Ma qui da noi si parla soprattutto dell’Alleanza per il cambiamento, questo circo di nani e ballerine, in lotta continua tra loro per ogni briciolo di potere, il cui rappresentante più noto è Zoran Djindjic, leader del Partito democratico, forte solo per la montagna di dollari che il Dipartimento di stato gli ha messo a disposizione (100 milioni solo per il biennio ’99/2000), ma in tutti i sondaggi sonoramente battuto.

Il 17 aprile si voterà anticipatamente per le amministrative (i difficili rapporti con il Montenegro impediranno la concomitante elezione anticipata delle Camere federali, che i partiti di governo avrebbero voluto).
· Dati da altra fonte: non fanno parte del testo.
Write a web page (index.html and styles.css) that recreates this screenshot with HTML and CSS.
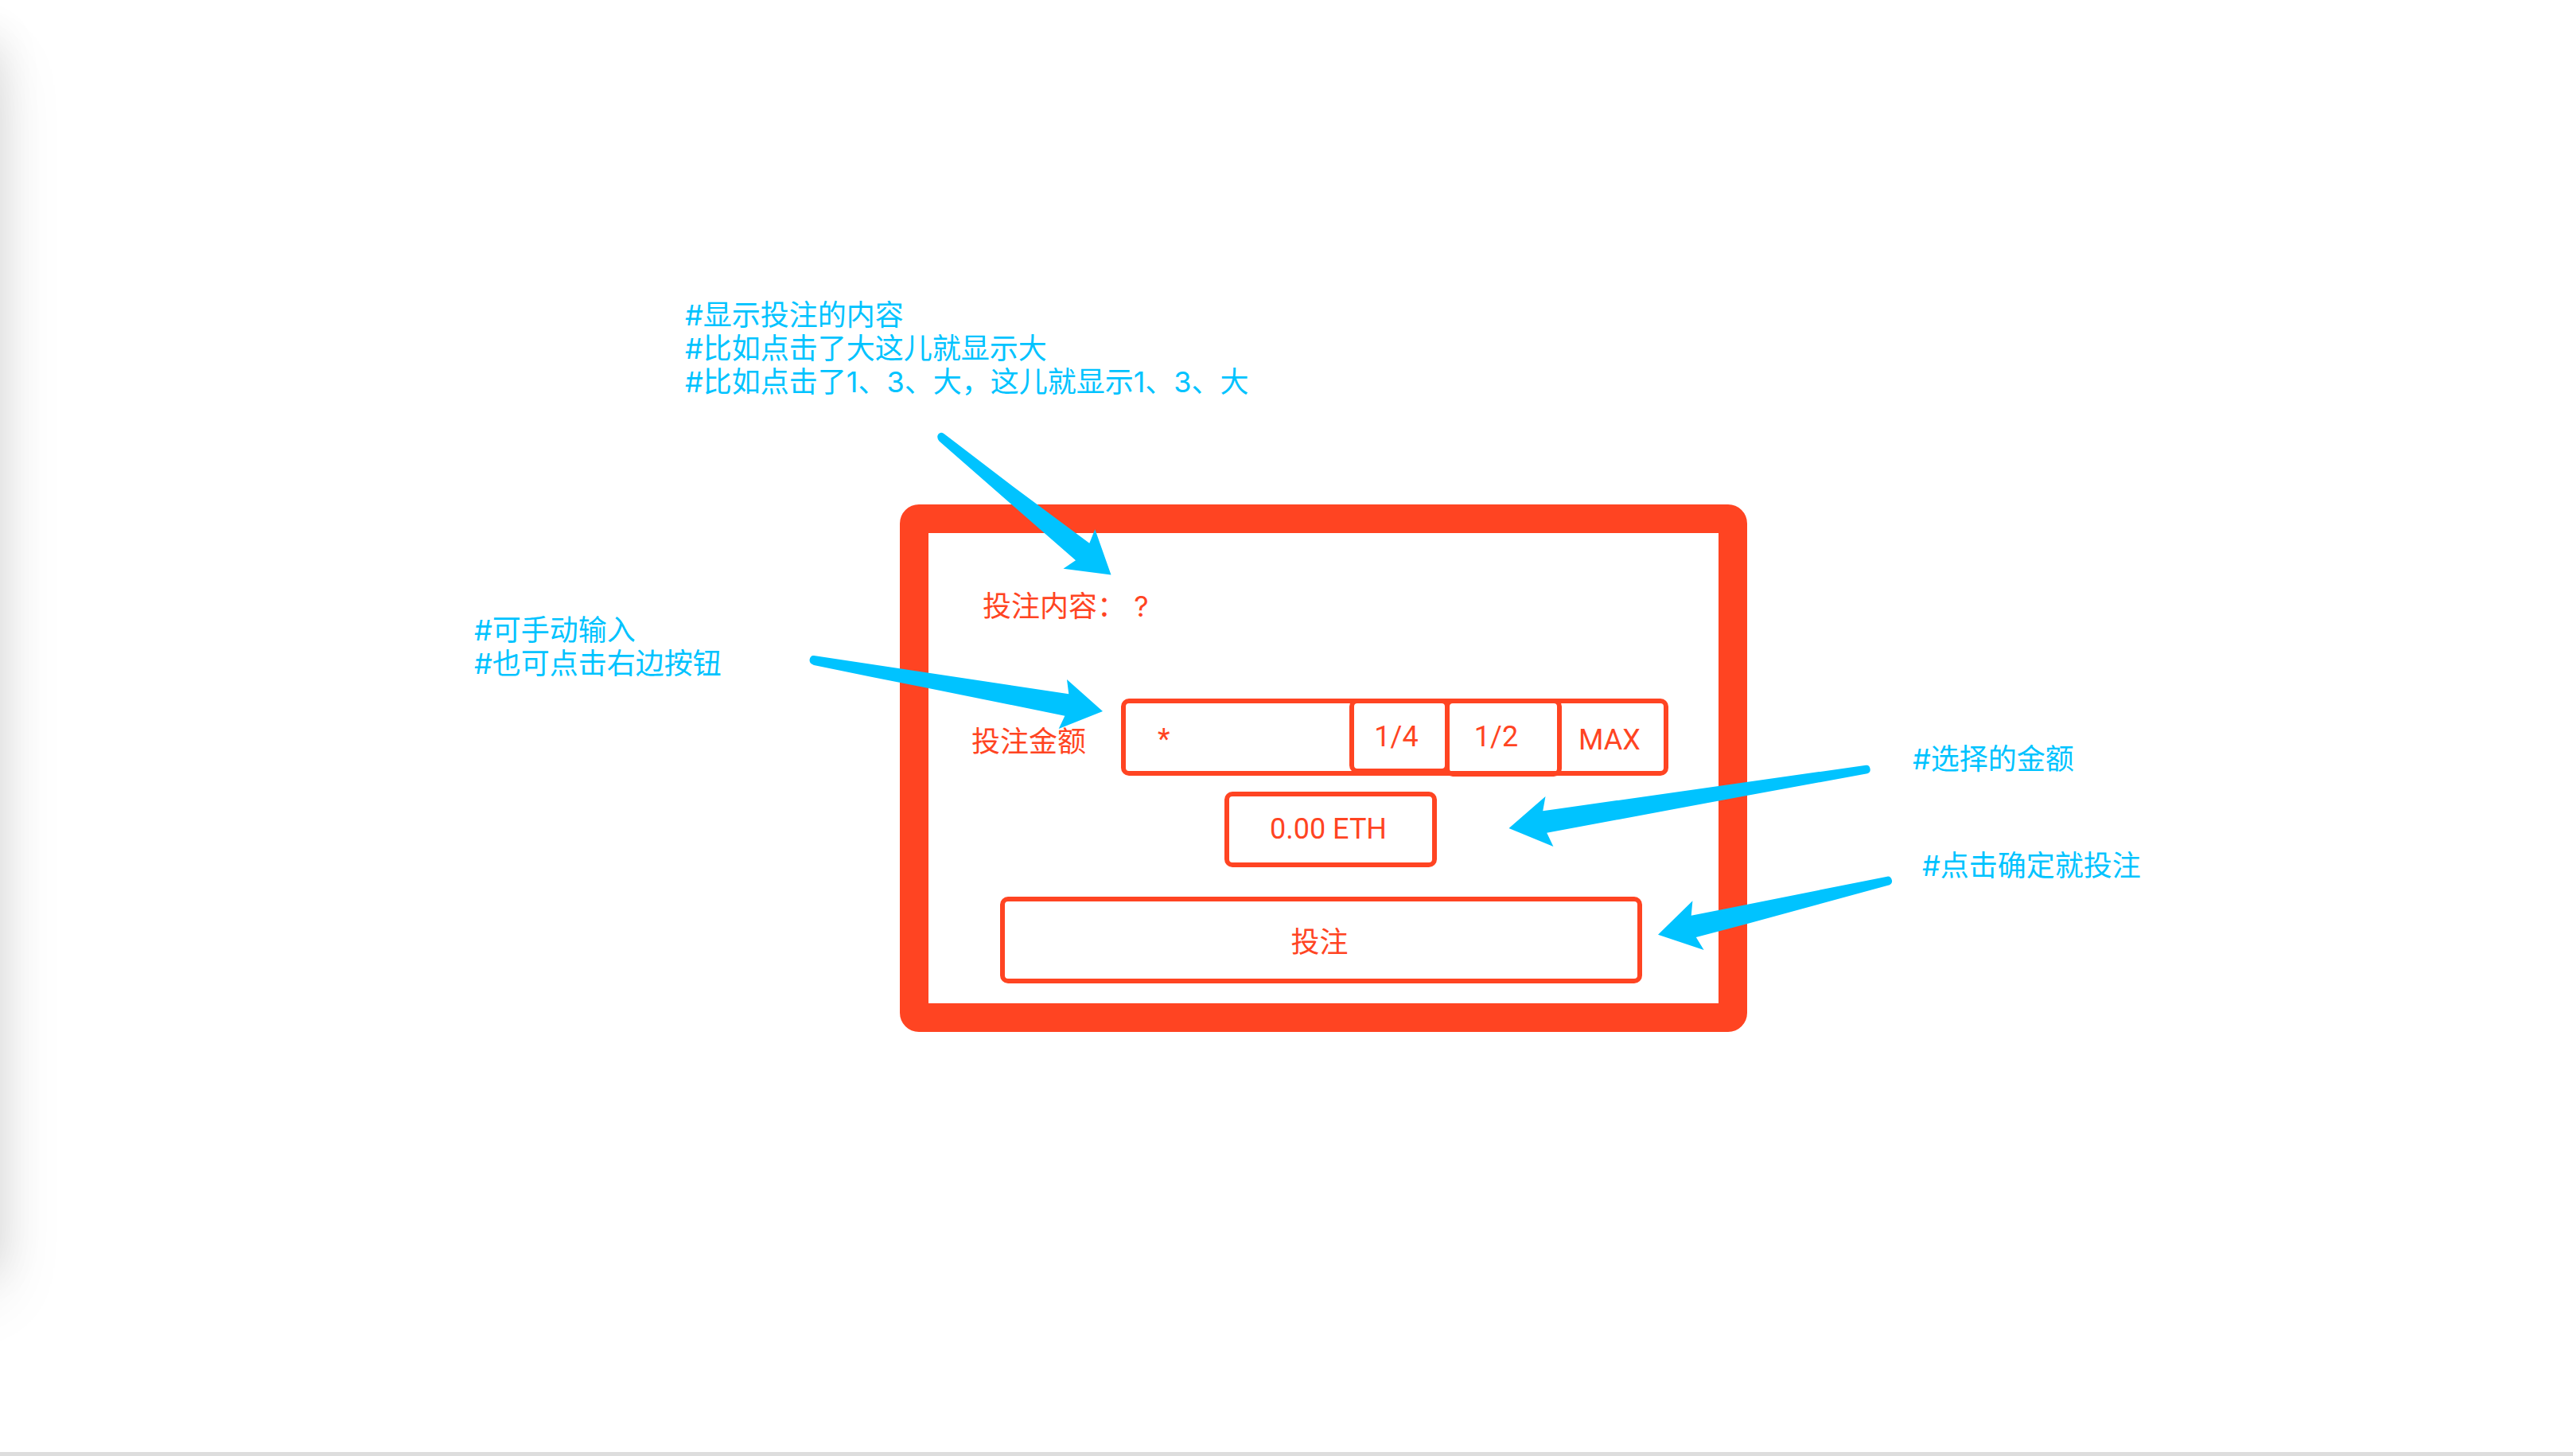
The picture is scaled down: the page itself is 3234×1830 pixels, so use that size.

Anche se una nuova legge sulle autonomie locali ha privato di gran parte dei poteri le amministrazioni locali (dopo la dolorosa esperienza dell’autunno ’96, quando le principali città caddero in mano all’opposizione), sarà un test estremamente importante per capire qual è il consenso che ancora riscuote Milosevic. Le elezioni si svolgono in un clima di indubbio miglioramento economico, anche se la situazione rimane pesante; di impetuosa ricostruzione, al di là di ogni più rosea previsione; ma anche di dialettica democratica monca, in cui l’invettiva ha tolto ogni spazio al confronto delle idee. È possibile che i veri vincitori saranno la sfiducia e l’apatia, i più pericolosi precursori di una nuova stagione di drammatica instabilità.